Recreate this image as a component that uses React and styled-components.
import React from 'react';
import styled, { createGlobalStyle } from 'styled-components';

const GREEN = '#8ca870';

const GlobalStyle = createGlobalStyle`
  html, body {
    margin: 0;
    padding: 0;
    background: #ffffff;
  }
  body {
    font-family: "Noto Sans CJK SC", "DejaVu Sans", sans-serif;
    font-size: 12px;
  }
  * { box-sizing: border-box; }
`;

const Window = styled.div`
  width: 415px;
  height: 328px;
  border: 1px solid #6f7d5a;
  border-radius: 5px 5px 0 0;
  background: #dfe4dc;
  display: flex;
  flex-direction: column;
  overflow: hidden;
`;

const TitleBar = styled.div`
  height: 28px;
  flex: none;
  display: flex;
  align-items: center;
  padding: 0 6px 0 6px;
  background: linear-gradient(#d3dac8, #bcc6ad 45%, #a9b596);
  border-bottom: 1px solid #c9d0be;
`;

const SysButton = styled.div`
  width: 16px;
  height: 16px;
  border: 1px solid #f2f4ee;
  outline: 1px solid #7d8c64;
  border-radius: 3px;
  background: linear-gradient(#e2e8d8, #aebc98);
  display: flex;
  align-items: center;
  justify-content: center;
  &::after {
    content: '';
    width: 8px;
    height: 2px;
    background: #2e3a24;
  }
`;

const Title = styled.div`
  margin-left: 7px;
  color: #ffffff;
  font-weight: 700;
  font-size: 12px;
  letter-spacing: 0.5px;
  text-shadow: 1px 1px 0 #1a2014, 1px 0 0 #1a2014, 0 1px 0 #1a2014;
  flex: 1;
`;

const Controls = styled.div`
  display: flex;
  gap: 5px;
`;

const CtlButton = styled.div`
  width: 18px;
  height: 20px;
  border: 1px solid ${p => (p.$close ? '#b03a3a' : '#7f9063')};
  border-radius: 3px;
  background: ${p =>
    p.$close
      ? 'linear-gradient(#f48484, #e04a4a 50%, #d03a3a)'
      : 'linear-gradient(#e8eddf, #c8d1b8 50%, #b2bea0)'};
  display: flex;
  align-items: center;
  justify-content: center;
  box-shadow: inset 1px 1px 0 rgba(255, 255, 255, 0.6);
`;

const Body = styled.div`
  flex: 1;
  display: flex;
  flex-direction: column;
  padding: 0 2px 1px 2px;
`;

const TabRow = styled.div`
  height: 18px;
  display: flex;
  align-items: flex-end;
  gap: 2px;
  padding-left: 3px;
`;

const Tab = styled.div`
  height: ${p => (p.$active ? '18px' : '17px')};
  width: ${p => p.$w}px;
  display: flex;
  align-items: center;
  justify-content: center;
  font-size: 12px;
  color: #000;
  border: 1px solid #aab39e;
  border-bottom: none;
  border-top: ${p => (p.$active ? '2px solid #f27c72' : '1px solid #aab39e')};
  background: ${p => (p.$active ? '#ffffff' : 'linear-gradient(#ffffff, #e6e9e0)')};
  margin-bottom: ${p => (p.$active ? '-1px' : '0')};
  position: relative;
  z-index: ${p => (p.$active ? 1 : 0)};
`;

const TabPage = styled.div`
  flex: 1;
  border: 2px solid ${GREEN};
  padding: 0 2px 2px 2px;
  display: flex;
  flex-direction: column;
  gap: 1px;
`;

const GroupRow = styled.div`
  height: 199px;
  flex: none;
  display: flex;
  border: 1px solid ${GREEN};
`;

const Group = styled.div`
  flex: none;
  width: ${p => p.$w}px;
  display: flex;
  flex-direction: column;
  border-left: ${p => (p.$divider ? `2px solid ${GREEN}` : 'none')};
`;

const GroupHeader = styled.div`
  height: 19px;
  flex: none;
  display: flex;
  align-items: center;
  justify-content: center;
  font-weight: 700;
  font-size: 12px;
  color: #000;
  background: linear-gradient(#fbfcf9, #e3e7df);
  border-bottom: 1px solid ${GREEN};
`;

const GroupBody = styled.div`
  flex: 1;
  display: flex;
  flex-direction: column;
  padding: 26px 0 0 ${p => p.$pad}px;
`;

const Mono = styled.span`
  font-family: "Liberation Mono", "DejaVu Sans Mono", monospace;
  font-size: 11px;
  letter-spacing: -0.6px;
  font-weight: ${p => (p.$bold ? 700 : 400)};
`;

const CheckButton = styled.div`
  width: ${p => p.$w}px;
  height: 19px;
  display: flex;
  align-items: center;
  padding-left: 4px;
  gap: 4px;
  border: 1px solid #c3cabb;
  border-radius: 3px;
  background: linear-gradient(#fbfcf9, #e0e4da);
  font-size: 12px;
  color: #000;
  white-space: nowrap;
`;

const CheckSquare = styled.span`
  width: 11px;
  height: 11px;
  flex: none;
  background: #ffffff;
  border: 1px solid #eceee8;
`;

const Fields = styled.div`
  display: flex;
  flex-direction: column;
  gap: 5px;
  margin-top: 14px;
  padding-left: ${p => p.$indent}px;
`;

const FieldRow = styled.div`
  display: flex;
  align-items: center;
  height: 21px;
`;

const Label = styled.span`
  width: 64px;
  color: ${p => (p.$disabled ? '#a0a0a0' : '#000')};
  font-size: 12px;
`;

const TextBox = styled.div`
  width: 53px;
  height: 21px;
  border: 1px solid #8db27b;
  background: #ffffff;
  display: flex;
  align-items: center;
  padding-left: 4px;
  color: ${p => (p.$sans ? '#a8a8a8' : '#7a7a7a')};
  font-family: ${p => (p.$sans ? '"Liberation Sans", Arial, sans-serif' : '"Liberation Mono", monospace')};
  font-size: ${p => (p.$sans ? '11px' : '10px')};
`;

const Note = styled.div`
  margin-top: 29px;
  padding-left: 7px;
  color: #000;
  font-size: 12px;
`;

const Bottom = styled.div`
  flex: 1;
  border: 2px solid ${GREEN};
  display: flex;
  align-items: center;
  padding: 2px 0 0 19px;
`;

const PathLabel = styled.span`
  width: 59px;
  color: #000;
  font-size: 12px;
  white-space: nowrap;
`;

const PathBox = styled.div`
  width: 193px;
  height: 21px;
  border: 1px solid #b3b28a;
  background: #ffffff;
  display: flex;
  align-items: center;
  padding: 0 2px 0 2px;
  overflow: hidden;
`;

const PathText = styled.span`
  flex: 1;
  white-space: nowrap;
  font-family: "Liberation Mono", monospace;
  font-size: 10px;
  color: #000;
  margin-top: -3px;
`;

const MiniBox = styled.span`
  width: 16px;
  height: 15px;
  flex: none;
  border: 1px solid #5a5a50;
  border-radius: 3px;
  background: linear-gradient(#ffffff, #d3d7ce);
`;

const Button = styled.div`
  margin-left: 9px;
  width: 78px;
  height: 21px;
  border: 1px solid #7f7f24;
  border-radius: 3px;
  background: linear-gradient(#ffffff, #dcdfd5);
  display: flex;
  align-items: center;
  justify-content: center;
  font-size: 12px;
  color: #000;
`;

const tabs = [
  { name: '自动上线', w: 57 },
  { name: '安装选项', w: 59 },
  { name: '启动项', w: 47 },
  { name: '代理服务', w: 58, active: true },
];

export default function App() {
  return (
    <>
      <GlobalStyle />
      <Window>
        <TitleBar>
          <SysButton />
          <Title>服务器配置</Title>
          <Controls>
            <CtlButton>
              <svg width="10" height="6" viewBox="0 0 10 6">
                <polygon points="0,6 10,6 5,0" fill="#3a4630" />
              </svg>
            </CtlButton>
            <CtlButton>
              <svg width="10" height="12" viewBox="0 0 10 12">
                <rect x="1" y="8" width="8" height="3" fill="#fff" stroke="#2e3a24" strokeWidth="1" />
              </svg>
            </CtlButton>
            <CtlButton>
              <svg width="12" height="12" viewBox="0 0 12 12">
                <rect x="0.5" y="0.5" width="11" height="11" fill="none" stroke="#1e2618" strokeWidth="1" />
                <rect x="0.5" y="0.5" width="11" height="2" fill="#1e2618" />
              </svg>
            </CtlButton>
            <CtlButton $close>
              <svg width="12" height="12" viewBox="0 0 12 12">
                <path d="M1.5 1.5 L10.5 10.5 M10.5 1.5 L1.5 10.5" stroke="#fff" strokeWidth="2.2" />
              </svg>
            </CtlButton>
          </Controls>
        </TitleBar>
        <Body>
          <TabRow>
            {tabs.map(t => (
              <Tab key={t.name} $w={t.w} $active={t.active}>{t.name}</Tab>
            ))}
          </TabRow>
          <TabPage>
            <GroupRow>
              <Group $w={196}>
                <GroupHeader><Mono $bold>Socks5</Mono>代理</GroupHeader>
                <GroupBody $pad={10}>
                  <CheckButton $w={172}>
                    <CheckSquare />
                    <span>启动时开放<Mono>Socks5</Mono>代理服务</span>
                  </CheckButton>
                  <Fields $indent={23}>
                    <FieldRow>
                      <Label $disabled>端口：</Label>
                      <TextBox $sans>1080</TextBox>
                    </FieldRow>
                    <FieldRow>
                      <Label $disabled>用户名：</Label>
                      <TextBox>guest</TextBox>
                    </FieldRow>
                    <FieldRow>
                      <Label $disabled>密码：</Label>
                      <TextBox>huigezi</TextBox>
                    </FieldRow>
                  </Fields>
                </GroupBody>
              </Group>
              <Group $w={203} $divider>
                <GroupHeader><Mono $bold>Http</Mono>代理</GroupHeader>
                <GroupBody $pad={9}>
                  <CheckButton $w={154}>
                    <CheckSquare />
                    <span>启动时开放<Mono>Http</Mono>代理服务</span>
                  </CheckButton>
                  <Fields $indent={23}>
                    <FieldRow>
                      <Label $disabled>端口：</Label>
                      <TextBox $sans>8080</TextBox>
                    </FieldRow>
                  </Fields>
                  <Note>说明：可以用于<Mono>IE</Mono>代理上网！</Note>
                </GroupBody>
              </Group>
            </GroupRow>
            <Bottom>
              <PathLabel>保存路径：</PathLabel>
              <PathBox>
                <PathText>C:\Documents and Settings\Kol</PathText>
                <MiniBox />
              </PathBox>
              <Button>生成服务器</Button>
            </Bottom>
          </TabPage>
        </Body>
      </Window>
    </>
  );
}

──────────────────────────────

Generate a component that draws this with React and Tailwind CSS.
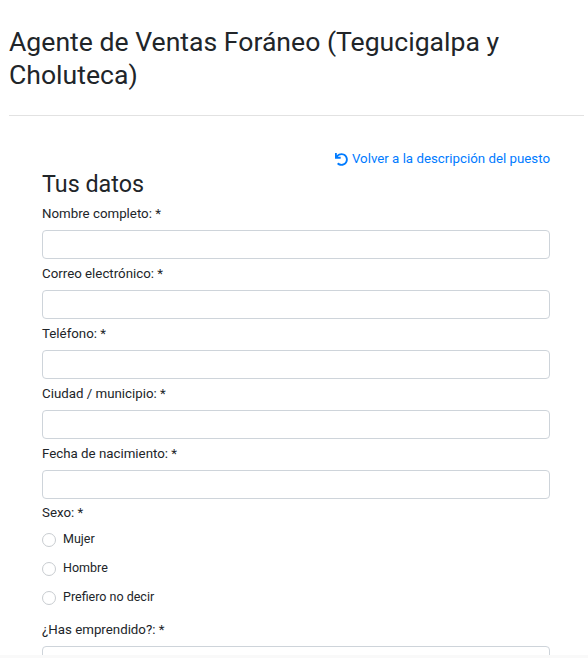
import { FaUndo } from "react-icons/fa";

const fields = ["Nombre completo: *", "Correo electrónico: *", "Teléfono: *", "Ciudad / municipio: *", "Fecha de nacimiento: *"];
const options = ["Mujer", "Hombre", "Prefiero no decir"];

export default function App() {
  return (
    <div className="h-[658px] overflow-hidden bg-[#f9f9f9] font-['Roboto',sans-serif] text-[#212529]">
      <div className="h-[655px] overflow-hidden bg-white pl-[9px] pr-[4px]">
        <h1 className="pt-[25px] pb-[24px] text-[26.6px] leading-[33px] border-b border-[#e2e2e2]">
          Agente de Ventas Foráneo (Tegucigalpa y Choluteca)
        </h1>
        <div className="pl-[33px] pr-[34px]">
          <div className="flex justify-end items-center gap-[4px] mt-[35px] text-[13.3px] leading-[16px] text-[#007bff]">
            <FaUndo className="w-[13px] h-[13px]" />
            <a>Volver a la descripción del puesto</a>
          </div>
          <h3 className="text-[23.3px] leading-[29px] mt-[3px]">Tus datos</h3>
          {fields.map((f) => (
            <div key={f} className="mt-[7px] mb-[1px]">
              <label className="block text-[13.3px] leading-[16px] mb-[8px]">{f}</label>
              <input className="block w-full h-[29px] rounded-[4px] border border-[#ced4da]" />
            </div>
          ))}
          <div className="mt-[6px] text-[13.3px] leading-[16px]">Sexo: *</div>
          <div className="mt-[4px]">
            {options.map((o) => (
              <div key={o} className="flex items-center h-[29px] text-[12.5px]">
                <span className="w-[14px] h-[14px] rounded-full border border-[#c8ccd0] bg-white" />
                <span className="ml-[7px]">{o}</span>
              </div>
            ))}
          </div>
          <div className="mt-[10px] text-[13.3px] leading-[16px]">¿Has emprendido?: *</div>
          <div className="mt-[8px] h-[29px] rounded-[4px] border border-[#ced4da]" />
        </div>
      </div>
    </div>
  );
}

──────────────────────────────

Look through the entries and return every line where "this" appears.

Recreate this image as a component that uses React and styled-components.
Generate a component that draws this with React and Tailwind CSS.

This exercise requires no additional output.